For prosecutors, plaintiffs, attorneys and others, the regrettable email is a gift. Emails can show state of mind and can be used to great effect in front of a jury. In financial crime cases, emails can serve up an array of material, from motivations to “To” lines incriminating involved parties.

Social media and text messaging have shown to be equally lucrative sources of evidence. Search tools and analytics have made “smoking guns” easier to identify.

“They almost always exist and locating them has become easier with technology,” attorney Allison Walton, CEO of Fortis Quay, tells ACFCS.

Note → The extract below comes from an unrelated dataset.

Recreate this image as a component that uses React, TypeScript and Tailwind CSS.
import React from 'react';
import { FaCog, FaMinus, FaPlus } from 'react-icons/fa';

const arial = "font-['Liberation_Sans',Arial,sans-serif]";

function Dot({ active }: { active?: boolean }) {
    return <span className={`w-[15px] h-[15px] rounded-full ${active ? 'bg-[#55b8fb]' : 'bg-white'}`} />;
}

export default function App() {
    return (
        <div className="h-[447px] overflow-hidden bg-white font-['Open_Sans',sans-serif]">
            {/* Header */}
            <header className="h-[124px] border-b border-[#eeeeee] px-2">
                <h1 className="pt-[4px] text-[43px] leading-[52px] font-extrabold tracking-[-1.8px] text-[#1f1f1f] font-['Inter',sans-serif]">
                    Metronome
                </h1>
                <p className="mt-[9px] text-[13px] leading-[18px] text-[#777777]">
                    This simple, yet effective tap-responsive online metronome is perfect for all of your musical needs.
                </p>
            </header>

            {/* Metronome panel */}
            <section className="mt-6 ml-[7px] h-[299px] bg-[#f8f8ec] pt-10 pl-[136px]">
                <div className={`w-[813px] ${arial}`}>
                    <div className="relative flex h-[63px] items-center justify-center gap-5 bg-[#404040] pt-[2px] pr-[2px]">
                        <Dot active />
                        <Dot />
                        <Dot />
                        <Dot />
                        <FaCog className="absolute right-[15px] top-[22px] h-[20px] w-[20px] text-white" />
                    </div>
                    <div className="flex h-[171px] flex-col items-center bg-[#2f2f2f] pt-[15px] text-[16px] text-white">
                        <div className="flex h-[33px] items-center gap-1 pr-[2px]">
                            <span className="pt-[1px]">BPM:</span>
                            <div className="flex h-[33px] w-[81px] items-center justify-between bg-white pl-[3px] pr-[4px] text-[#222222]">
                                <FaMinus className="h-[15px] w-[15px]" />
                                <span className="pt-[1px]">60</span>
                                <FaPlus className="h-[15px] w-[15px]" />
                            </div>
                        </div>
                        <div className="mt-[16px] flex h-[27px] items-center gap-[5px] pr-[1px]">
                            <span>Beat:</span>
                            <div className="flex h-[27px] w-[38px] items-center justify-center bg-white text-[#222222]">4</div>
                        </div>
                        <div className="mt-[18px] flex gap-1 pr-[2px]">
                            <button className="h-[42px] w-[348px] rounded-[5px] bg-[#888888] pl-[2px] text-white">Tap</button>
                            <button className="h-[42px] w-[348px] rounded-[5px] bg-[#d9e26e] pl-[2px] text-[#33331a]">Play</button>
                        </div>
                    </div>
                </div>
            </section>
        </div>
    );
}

To be sure, most mature organizations train employees on email etiquette as part of compliance and education initiatives. Walton says doing so should be a mandatory best practice. But, in the end, organizations must trust the judgment of the person who is communicating, and that’s a shaky proposition.

“The reality is that we are dealing with human nature and behaviors that are difficult to change,” Walton says.